### [DATA]
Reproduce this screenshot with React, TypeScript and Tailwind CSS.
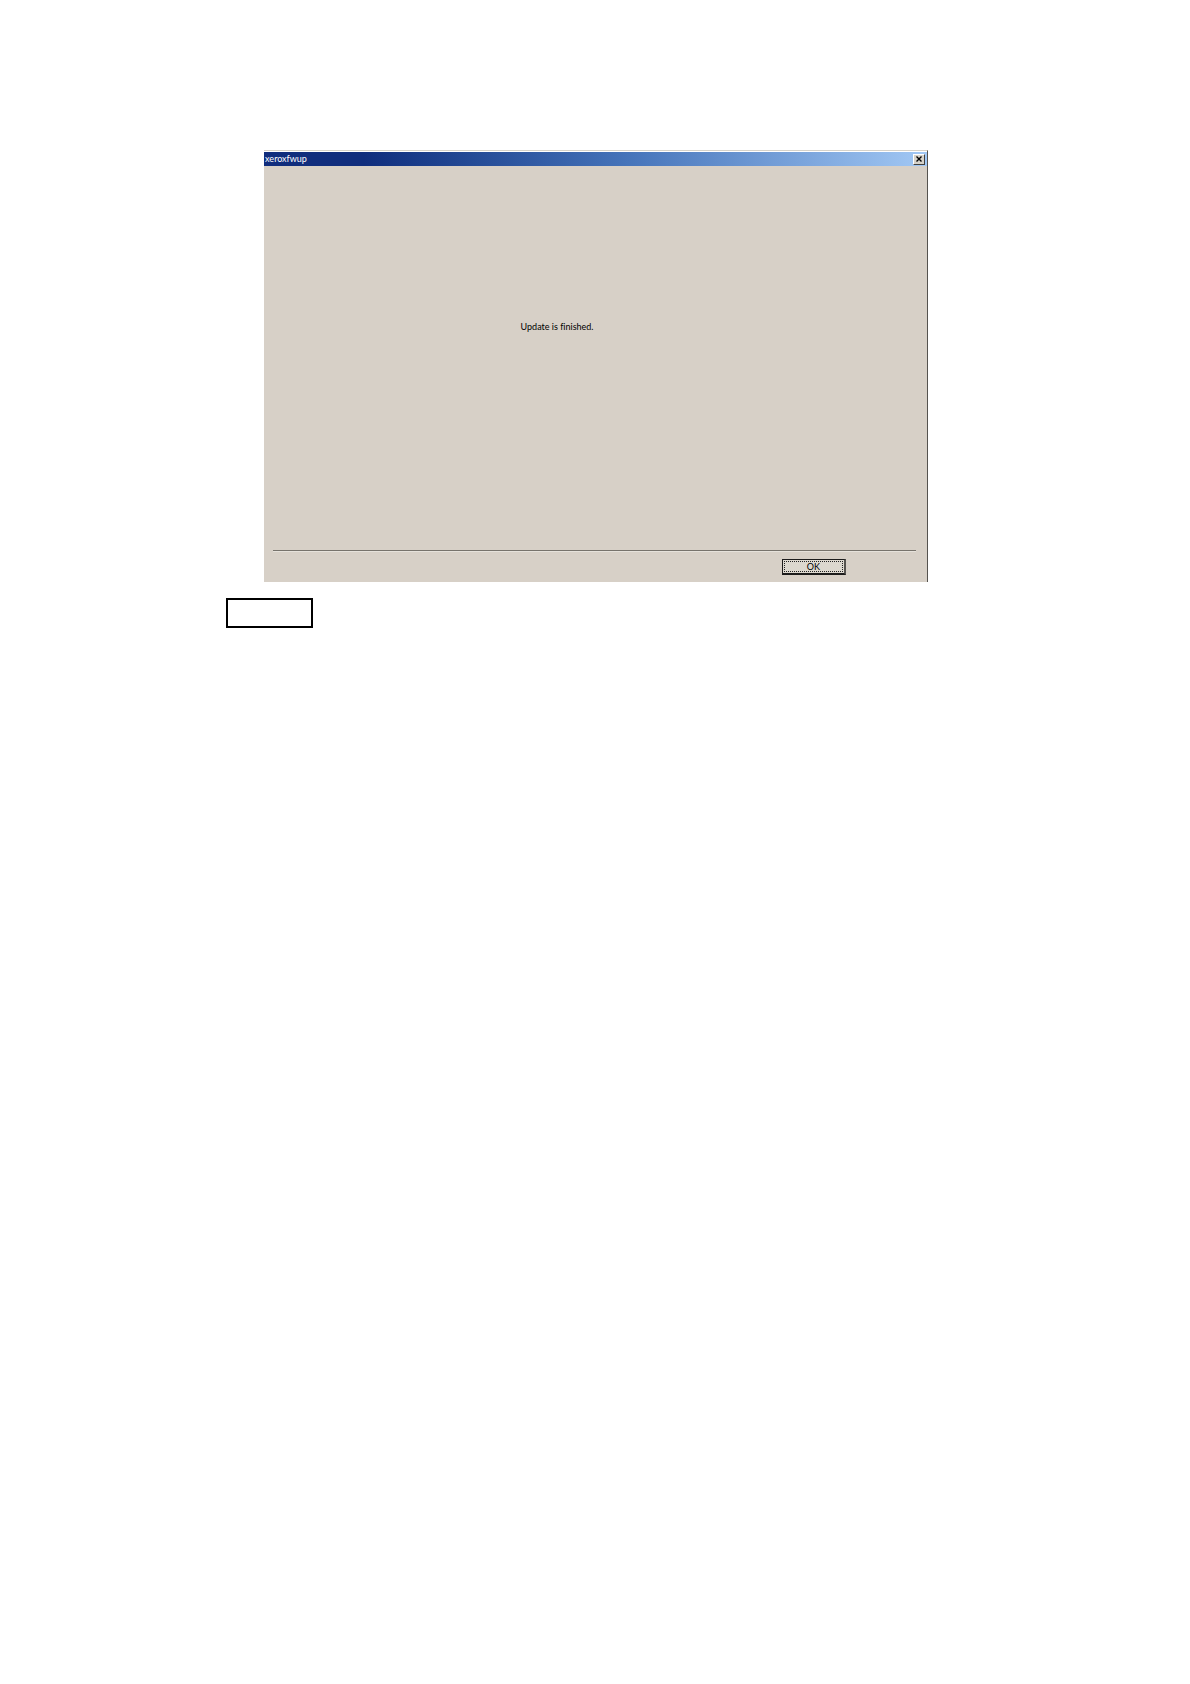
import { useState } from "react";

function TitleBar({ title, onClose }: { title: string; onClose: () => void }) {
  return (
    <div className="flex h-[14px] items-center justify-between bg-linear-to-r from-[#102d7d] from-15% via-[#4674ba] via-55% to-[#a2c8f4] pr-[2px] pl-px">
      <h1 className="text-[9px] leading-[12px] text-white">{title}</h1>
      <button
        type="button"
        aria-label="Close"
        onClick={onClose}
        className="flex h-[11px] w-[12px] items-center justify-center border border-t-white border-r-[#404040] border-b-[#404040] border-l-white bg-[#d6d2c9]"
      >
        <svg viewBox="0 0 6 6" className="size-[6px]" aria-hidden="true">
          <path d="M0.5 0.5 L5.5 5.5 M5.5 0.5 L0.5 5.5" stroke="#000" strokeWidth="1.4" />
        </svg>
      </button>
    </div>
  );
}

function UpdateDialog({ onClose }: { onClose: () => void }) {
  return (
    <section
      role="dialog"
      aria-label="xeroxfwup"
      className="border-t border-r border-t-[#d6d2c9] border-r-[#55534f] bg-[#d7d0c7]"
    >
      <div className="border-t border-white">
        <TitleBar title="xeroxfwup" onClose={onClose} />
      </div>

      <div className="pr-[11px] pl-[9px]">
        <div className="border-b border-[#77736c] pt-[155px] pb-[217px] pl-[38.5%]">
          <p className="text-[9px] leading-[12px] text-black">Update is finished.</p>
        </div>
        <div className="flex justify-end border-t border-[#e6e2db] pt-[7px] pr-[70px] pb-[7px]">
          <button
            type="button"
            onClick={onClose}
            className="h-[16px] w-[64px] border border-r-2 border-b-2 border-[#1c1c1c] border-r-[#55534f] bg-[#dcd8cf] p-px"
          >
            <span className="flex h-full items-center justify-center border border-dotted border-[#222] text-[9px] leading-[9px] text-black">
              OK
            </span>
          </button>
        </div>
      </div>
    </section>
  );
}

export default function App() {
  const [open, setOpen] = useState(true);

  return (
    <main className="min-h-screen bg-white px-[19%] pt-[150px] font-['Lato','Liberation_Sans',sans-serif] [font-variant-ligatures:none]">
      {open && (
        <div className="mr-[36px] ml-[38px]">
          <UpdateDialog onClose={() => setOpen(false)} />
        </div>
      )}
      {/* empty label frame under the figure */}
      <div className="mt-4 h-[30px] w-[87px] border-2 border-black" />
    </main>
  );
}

### [TO BE DONE]
Write out the listing above exactly as it stands, pictures excluded.

### [RESULT OF THIS EXERCISE]
Reproduce this screenshot with React, TypeScript and Tailwind CSS.
import { useState } from "react";

function TitleBar({ title, onClose }: { title: string; onClose: () => void }) {
  return (
    <div className="flex h-[14px] items-center justify-between bg-linear-to-r from-[#102d7d] from-15% via-[#4674ba] via-55% to-[#a2c8f4] pr-[2px] pl-px">
      <h1 className="text-[9px] leading-[12px] text-white">{title}</h1>
      <button
        type="button"
        aria-label="Close"
        onClick={onClose}
        className="flex h-[11px] w-[12px] items-center justify-center border border-t-white border-r-[#404040] border-b-[#404040] border-l-white bg-[#d6d2c9]"
      >
        <svg viewBox="0 0 6 6" className="size-[6px]" aria-hidden="true">
          <path d="M0.5 0.5 L5.5 5.5 M5.5 0.5 L0.5 5.5" stroke="#000" strokeWidth="1.4" />
        </svg>
      </button>
    </div>
  );
}

function UpdateDialog({ onClose }: { onClose: () => void }) {
  return (
    <section
      role="dialog"
      aria-label="xeroxfwup"
      className="border-t border-r border-t-[#d6d2c9] border-r-[#55534f] bg-[#d7d0c7]"
    >
      <div className="border-t border-white">
        <TitleBar title="xeroxfwup" onClose={onClose} />
      </div>

      <div className="pr-[11px] pl-[9px]">
        <div className="border-b border-[#77736c] pt-[155px] pb-[217px] pl-[38.5%]">
          <p className="text-[9px] leading-[12px] text-black">Update is finished.</p>
        </div>
        <div className="flex justify-end border-t border-[#e6e2db] pt-[7px] pr-[70px] pb-[7px]">
          <button
            type="button"
            onClick={onClose}
            className="h-[16px] w-[64px] border border-r-2 border-b-2 border-[#1c1c1c] border-r-[#55534f] bg-[#dcd8cf] p-px"
          >
            <span className="flex h-full items-center justify-center border border-dotted border-[#222] text-[9px] leading-[9px] text-black">
              OK
            </span>
          </button>
        </div>
      </div>
    </section>
  );
}

export default function App() {
  const [open, setOpen] = useState(true);

  return (
    <main className="min-h-screen bg-white px-[19%] pt-[150px] font-['Lato','Liberation_Sans',sans-serif] [font-variant-ligatures:none]">
      {open && (
        <div className="mr-[36px] ml-[38px]">
          <UpdateDialog onClose={() => setOpen(false)} />
        </div>
      )}
      {/* empty label frame under the figure */}
      <div className="mt-4 h-[30px] w-[87px] border-2 border-black" />
    </main>
  );
}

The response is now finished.